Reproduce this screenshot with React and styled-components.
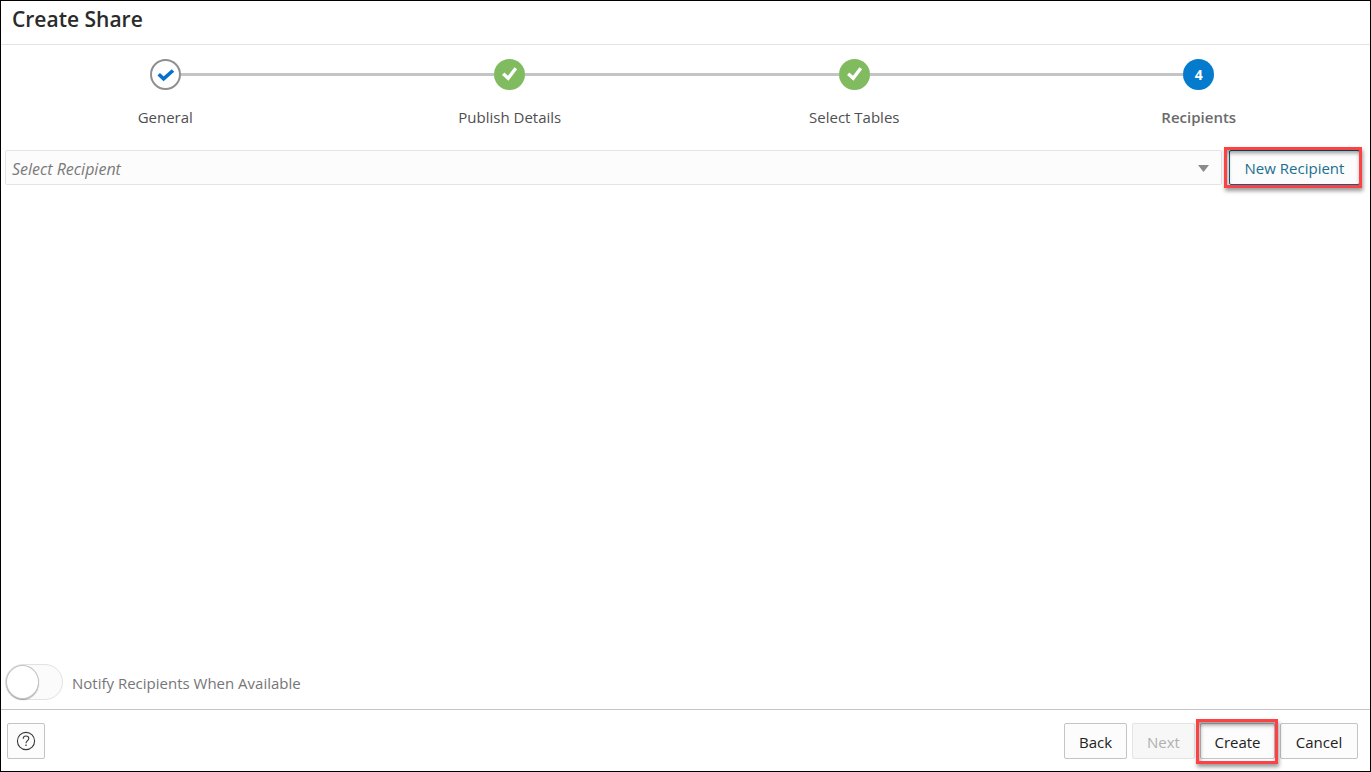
import React, { useState } from "react";
import styled, { createGlobalStyle } from "styled-components";

const steps = [
  { id: 1, label: "General", status: "visited" },
  { id: 2, label: "Publish Details", status: "done" },
  { id: 3, label: "Select Tables", status: "done" },
  { id: 4, label: "Recipients", status: "current" },
];

const App = () => {
  const [recipient, setRecipient] = useState("");
  const [notify, setNotify] = useState(false);

  return (
    <>
      <GlobalStyle />
      <Page>
        <Header>
          <Title>Create Share</Title>
        </Header>
        <Train>
          {steps.map((step) => (
            <Step key={step.id} aria-current={step.status === "current" ? "step" : undefined}>
              <Track>
                <Marker $status={step.status}>
                  {step.status === "current" && step.id}
                  {step.status === "visited" && (
                    <svg width="19" height="15" viewBox="0 0 19 15" aria-hidden="true">
                      <path d="M2.7 7.2 7.6 11.8 17 3.5" fill="none" stroke="#0572ce" strokeWidth="3.6" />
                    </svg>
                  )}
                  {step.status === "done" && (
                    <svg width="17" height="17" viewBox="0 0 17 17" aria-hidden="true">
                      <path d="M2.2 7.8 7.2 12.2 14.8 2.2" fill="none" stroke="#fff" strokeWidth="3.4" />
                    </svg>
                  )}
                </Marker>
              </Track>
              <StepLabel $current={step.status === "current"}>{step.label}</StepLabel>
            </Step>
          ))}
        </Train>
        <Main>
          <RecipientRow>
            <SelectBox>
              <Select
                aria-label="Select Recipient"
                value={recipient}
                onChange={(e) => setRecipient(e.target.value)}
              >
                <option value="">Select Recipient</option>
              </Select>
              <Arrow width="11" height="7" viewBox="0 0 11 7" aria-hidden="true">
                <path d="M0 0h11L5.5 7z" fill="#8b8b8b" />
              </Arrow>
            </SelectBox>
            <Highlight $inset="-3px -2px -3px -5px">
              <Button $variant="outlined" $width="131px">New Recipient</Button>
            </Highlight>
          </RecipientRow>
          <SwitchLabel>
            <Switch
              type="checkbox"
              role="switch"
              checked={notify}
              onChange={(e) => setNotify(e.target.checked)}
            />
            <span>Notify Recipients When Available</span>
          </SwitchLabel>
        </Main>
        <Footer>
          <IconButton $width="38px" aria-label="Help">
            <svg width="20" height="20" viewBox="0 0 20 20" fill="none" stroke="#3a3a3a" aria-hidden="true">
              <circle cx="10" cy="10" r="8.6" strokeWidth="1.1" />
              <path d="M7.2 7.8C7.2 6 8.4 5 10 5s2.8 1 2.8 2.5C12.8 9.5 10 9.8 10 12.3" strokeWidth="1.1" />
              <path d="M10 13.6V15" strokeWidth="1.3" />
            </svg>
          </IconButton>
          <Actions>
            <Button $width="63px">Back</Button>
            <Button $width="63px" disabled>Next</Button>
            <Highlight $inset="-4px -3px -5px -4px">
              <Button $width="75px">Create</Button>
            </Highlight>
            <Button $width="78px">Cancel</Button>
          </Actions>
        </Footer>
      </Page>
    </>
  );
};

export default App;

const GlobalStyle = createGlobalStyle`
  * {
    box-sizing: border-box;
  }
  body {
    margin: 0;
    background: #fff;
  }
  body, button, select, input {
    font-family: "Open Sans", "Noto Sans", sans-serif;
    font-size: 15px;
  }
`;

const Page = styled.div`
  display: flex;
  flex-direction: column;
  min-height: 100vh;
  border: 1px solid #000;
  overflow: hidden;
`;

const Header = styled.header`
  height: 44px;
  padding: 4px 11px;
  border-bottom: 1px solid #e4e4e4;
`;

const Title = styled.h1`
  margin: 0;
  color: #2b2b2b;
  font-size: 21px;
  font-weight: 600;
  line-height: 28px;
`;

const Train = styled.ol`
  display: flex;
  margin: 0 -1px 0 -8px;
  padding: 14px 0 0;
  list-style: none;
`;

const Step = styled.li`
  flex: 1;
  text-align: center;
`;

const Track = styled.div`
  display: flex;
  align-items: center;

  &::before,
  &::after {
    content: "";
    flex: 1;
    height: 3px;
    background: #c4c4c4;
  }
  ${Step}:first-child &::before,
  ${Step}:last-child &::after {
    background: transparent;
  }
`;

const markerColors = {
  visited: "#fff",
  done: "#81bb5f",
  current: "#057bcd",
};

const Marker = styled.span`
  display: flex;
  align-items: center;
  justify-content: center;
  width: 31px;
  height: 31px;
  border: ${(p) => (p.$status === "visited" ? "2px solid #8f8f8f" : "0")};
  border-radius: 50%;
  background: ${(p) => markerColors[p.$status]};
  color: #fff;
  font-size: 14px;
  font-weight: 700;
`;

const StepLabel = styled.div`
  margin-top: 15px;
  color: ${(p) => (p.$current ? "#6b6b6b" : "#4f4f4f")};
  font-size: 15px;
  font-weight: ${(p) => (p.$current ? 600 : 400)};
  line-height: 24px;
`;

const Main = styled.main`
  display: flex;
  flex: 1;
  flex-direction: column;
  justify-content: space-between;
  padding: 21px 10px 9px 4px;
`;

const RecipientRow = styled.div`
  display: flex;
  gap: 7px;
`;

const SelectBox = styled.div`
  position: relative;
  flex: 1;
`;

const Select = styled.select`
  appearance: none;
  display: block;
  width: 100%;
  height: 35px;
  padding: 2px 32px 0 6px;
  border: 1px solid #e4e4e4;
  border-radius: 2px;
  background: #fcfcfc;
  color: #7a7a7a;
  font-size: 16px;
  font-style: italic;
`;

const Arrow = styled.svg`
  position: absolute;
  top: 15px;
  right: 13px;
  pointer-events: none;
`;

const Button = styled.button`
  display: flex;
  align-items: center;
  justify-content: center;
  width: ${(p) => p.$width};
  height: ${(p) => (p.$variant === "outlined" ? "35px" : "36px")};
  padding: ${(p) => (p.$variant === "outlined" ? "0" : "2px 0 0")};
  border: 1px solid ${(p) => (p.$variant === "outlined" ? "#0b6483" : "#c4c4c4")};
  border-radius: 2px;
  background: #fcfcfc;
  color: ${(p) => (p.$variant === "outlined" ? "#1b6f8f" : "#222")};
  white-space: nowrap;
  cursor: pointer;

  &:disabled {
    border-color: #e4e4e4;
    background: #f7f7f7;
    color: #b0b0b0;
    cursor: default;
  }
`;

const IconButton = styled(Button)`
  padding: 0;
`;

const Highlight = styled.div`
  position: relative;

  &::after {
    content: "";
    position: absolute;
    inset: ${(p) => p.$inset};
    border: 3px solid #fc4242;
    box-shadow: 1px 3px 4px rgba(0, 0, 0, 0.4), inset 1px 3px 4px rgba(0, 0, 0, 0.4);
    pointer-events: none;
  }
`;

const SwitchLabel = styled.label`
  display: flex;
  align-items: center;
  align-self: flex-start;
  gap: 9px;
  color: #767676;

  span {
    padding-top: 2px;
  }
`;

const Switch = styled.input`
  appearance: none;
  display: flex;
  align-items: center;
  width: 58px;
  height: 36px;
  margin: 0;
  border: 1px solid #e2e2e2;
  border-radius: 18px;
  background: #fbfbfb;
  cursor: pointer;

  &::before {
    content: "";
    box-sizing: border-box;
    width: 33px;
    height: 34px;
    border: 1px solid #c4c4c4;
    border-radius: 50%;
    background: #fff;
    box-shadow: 0 1px 1px rgba(0, 0, 0, 0.3);
  }
  &:checked::before {
    margin-left: auto;
  }
`;

const Footer = styled.footer`
  display: flex;
  align-items: center;
  justify-content: space-between;
  padding: 13px 12px 12px 6px;
  border-top: 1px solid #c4c4c4;
`;

const Actions = styled.div`
  display: flex;
  gap: 5px;
`;
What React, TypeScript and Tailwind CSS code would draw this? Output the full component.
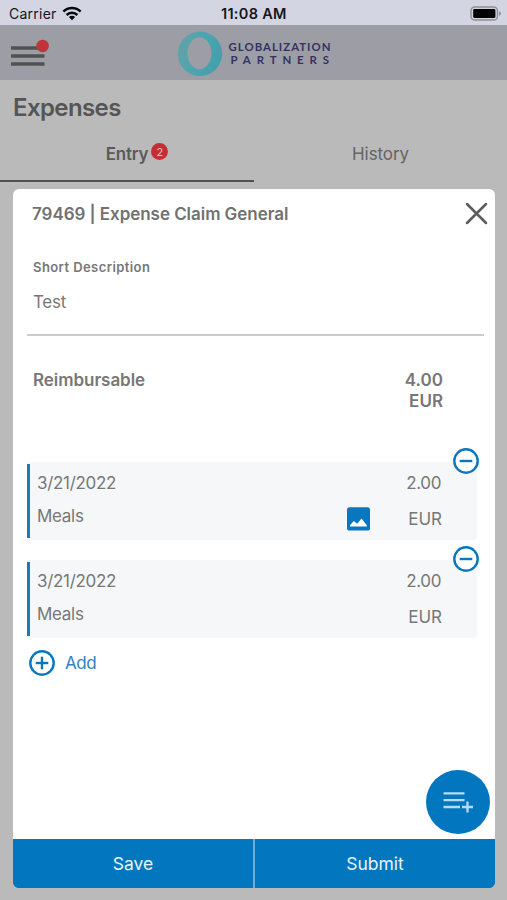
import { ReactNode } from 'react'

const EXPENSES = [
  { date: '3/21/2022', category: 'Meals', amount: '2.00', currency: 'EUR', hasImage: true },
  { date: '3/21/2022', category: 'Meals', amount: '2.00', currency: 'EUR', hasImage: false },
]

const Logo = () => {
  return (
    <svg width="156" height="46" viewBox="0 0 156 46" aria-label="Globalization Partners">
      <defs>
        <linearGradient id="ring" x1="0" y1="0.3" x2="1" y2="0.7">
          <stop offset="0" stopColor="#62a3a8" />
          <stop offset="0.5" stopColor="#4aa5ae" />
          <stop offset="1" stopColor="#42a0ab" />
        </linearGradient>
      </defs>
      <path
        fillRule="evenodd"
        fill="url(#ring)"
        d="M23 1.5a22.2 22.2 0 1 1 0 44.4a22.2 22.2 0 1 1 0-44.4ZM22.4 7.3a12 16 0 1 0 0 32a12 16 0 1 0 0-32Z"
      />
      <g fill="#35325f" fontFamily="Lato, sans-serif" fontWeight="700" fontSize="11.4">
        <text x="51.5" y="20.8" textLength="102">
          GLOBALIZATION
        </text>
        <text x="53.5" y="34" textLength="98.5">
          PARTNERS
        </text>
      </g>
    </svg>
  )
}

const WifiIcon = () => {
  return (
    <svg width="20" height="15" viewBox="0 0 20 15" fill="none" stroke="#08090d" strokeWidth="2.6">
      <path d="M1.4 5.6a12.2 12.2 0 0 1 17.2 0" />
      <path d="M4.6 9a7.7 7.7 0 0 1 10.8 0" />
      <path d="M10 14.2 6.9 11.1a4.4 4.4 0 0 1 6.2 0Z" fill="#08090d" stroke="none" />
    </svg>
  )
}

const BatteryIcon = () => {
  return (
    <svg width="32" height="15" viewBox="0 0 32 15">
      <rect x="1" y="1" width="26.5" height="13" rx="3.8" fill="#cfd0d8" stroke="#8f9098" strokeWidth="1.4" />
      <rect x="3.2" y="3" width="22.2" height="9" rx="1.4" fill="#020204" />
      <path d="M29 5.2v4.6c1.2-.4 1.9-1.3 1.9-2.3s-.7-1.9-1.9-2.3Z" fill="#8f9098" />
    </svg>
  )
}

const CircleIcon = ({ plus }: { plus?: boolean }) => {
  return (
    <svg width="26" height="26" viewBox="0 0 26 26" fill="none" stroke="#0a77bd" strokeWidth="2.4">
      <circle cx="13" cy="13" r="11.7" fill="#fff" />
      <path d="M6.7 13h12.6" />
      {plus && <path d="M13 6.7v12.6" />}
    </svg>
  )
}

const ImageIcon = () => {
  return (
    <svg width="24" height="24" viewBox="0 0 24 24">
      <rect x="0" y="0.3" width="23" height="23.2" rx="2.6" fill="#0877bf" />
      <path d="M3 19.4V18.2l3.8-4.2 3.4 2.8 4.3-5.3 5.3 6.7v1.2Z" fill="#fff" />
    </svg>
  )
}

const AddListIcon = () => {
  return (
    <svg width="32" height="24" viewBox="0 0 32 24" fill="none" stroke="#b9dbf1" strokeWidth="2.3">
      <path d="M1.5 3.3h21M1.5 10.1h21M1.5 17h16.5" />
      <path d="M25.5 11.5v11M20 17h11" />
    </svg>
  )
}

const StatusBar = () => {
  return (
    <div className="flex h-[25px] items-center bg-[#d3d5e2] text-[#15161c]">
      <div className="flex w-[221px] items-center gap-[5px] pl-[9px] pt-[2px] text-[14px]">
        <span className="tracking-[0.25px]">Carrier</span>
        <WifiIcon />
      </div>
      <span className="whitespace-nowrap pt-[2px] text-[14.5px] font-semibold tracking-[0.3px]">11:08 AM</span>
      <div className="flex flex-1 justify-end pr-[5px] pt-[1px]">
        <BatteryIcon />
      </div>
    </div>
  )
}

const Header = () => {
  return (
    <header className="flex h-[55px] shrink-0 bg-[#9c9da5]">
      <div className="w-[177px] pl-[11px] pt-[14px]">
        <svg width="40" height="28" viewBox="0 0 40 28">
          <path d="M0 9h33.5M0 17h33.5M0 25h33.5" stroke="#50524f" strokeWidth="3.6" />
          <circle cx="31.6" cy="7" r="6.2" fill="#c23338" />
        </svg>
      </div>
      <div className="pt-[5px]">
        <Logo />
      </div>
    </header>
  )
}

const Tabs = () => {
  return (
    <nav className="flex h-[50px] text-[17px] leading-[22px] text-[#646464]">
      <div className="flex w-[254px] items-start justify-center gap-[3px] border-b-[2px] border-[#515151] pl-[20px] pt-[11px]">
        <span className="font-semibold tracking-[-0.2px] text-[#5a5a5a]">Entry</span>
        <span className="flex size-[17px] items-center justify-center rounded-full bg-[#c52f34] text-[11px] text-[#e5c3c3]">
          2
        </span>
      </div>
      <div className="flex-1 pt-[11px] text-center tracking-[-0.1px]">History</div>
    </nav>
  )
}

const ExpenseRow = ({ date, category, amount, currency, hasImage }: (typeof EXPENSES)[number]) => {
  return (
    <div className="relative flex h-[78px] w-[450px] rounded-r-[4px] bg-[#f5f7f9]">
      <div className="mt-[2px] h-[74px] w-[3px] bg-[#1b79bd]" />
      <div className="flex flex-1 flex-col gap-[11px] pl-[7px] pt-[10px] tracking-[-0.3px]">
        <span>{date}</span>
        <span>{category}</span>
      </div>
      <div className="w-[52px] pt-[45px]">{hasImage && <ImageIcon />}</div>
      <div className="flex w-[78px] flex-col items-end gap-[14px] pr-[35px] pt-[10px]">
        <span className="pr-[1px] tracking-[-0.4px]">{amount}</span>
        <span>{currency}</span>
      </div>
      <button className="absolute -right-[2px] -top-[14px]">
        <CircleIcon />
      </button>
    </div>
  )
}

const ActionButton = ({ children, className = '' }: { children: ReactNode; className?: string }) => {
  return (
    <button className={`flex-1 bg-[#0277bf] pt-[1px] text-[17.5px] text-[#e8f4fc] ${className}`}>{children}</button>
  )
}

const ClaimModal = () => {
  return (
    <section className="relative mx-[13px] mt-[7px] flex h-[699px] w-[482px] flex-col overflow-hidden rounded-[6px] bg-white text-[#777]">
      <div className="flex h-[66px] items-start justify-between pl-[19px] pr-[7px] pt-[13px]">
        <h2 className="pt-[1px] text-[17px] font-semibold leading-[23px] tracking-[-0.05px] text-[#717171]">
          79469 | Expense Claim General
        </h2>
        <svg width="23" height="23" viewBox="0 0 23 23" stroke="#5c5c5c" strokeWidth="2.5" strokeLinecap="round">
          <path d="M2 2l19 19M21 2 2 21" />
        </svg>
      </div>
      <div className="ml-[14px] mr-[11px] h-[81px] border-b-2 border-[#cbcbcb] pl-[6px]">
        <div className="pt-[2px] text-[13px] font-semibold leading-[20px] tracking-[0.43px]">Short Description</div>
        <div className="pt-[14px] text-[17px] leading-[22px] tracking-[-0.3px]">Test</div>
      </div>
      <div className="flex h-[126px] justify-between pl-[20px] pr-[52px] pt-[34px] text-[17px] font-semibold leading-[21px]">
        <span className="tracking-[-0.05px]">Reimbursable</span>
        <span className="w-[50px] text-right">4.00 EUR</span>
      </div>
      <div className="flex flex-col gap-[20px] pl-[14px] text-[17px] leading-[22px]">
        {EXPENSES.map((expense, i) => (
          <ExpenseRow key={i} {...expense} />
        ))}
      </div>
      <div className="mt-[11px] flex items-center gap-[10px] pl-[16px] text-[17px] tracking-[-0.4px] text-[#2f82c4]">
        <CircleIcon plus />
        <span className="pt-[2px]">Add</span>
      </div>
      <button className="absolute bottom-[54px] right-[5px] flex size-[64px] items-center justify-center rounded-full bg-[#0277bf]">
        <AddListIcon />
      </button>
      <div className="mt-auto flex h-[49px] bg-[#0277bf]">
        <ActionButton className="border-r-2 border-[#69aedb]">Save</ActionButton>
        <ActionButton>Submit</ActionButton>
      </div>
    </section>
  )
}

export default function App() {
  return (
    <main className="flex h-[900px] w-[507px] flex-col overflow-hidden bg-[#bababa] font-['Inter',sans-serif]">
      <StatusBar />
      <Header />
      <h1 className="h-[52px] pl-[13px] pt-[12px] text-[24px] font-semibold leading-[32px] tracking-[-0.6px] text-[#555]">
        Expenses
      </h1>
      <Tabs />
      <ClaimModal />
    </main>
  )
}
···
_OBJECTIVE_
Check each line of the records for the word "components", and show the lines that contain it.

_EXERCISE ANSWER_
Reproduce this screenshot with React and styled-components.
import styled, { createGlobalStyle } from "styled-components";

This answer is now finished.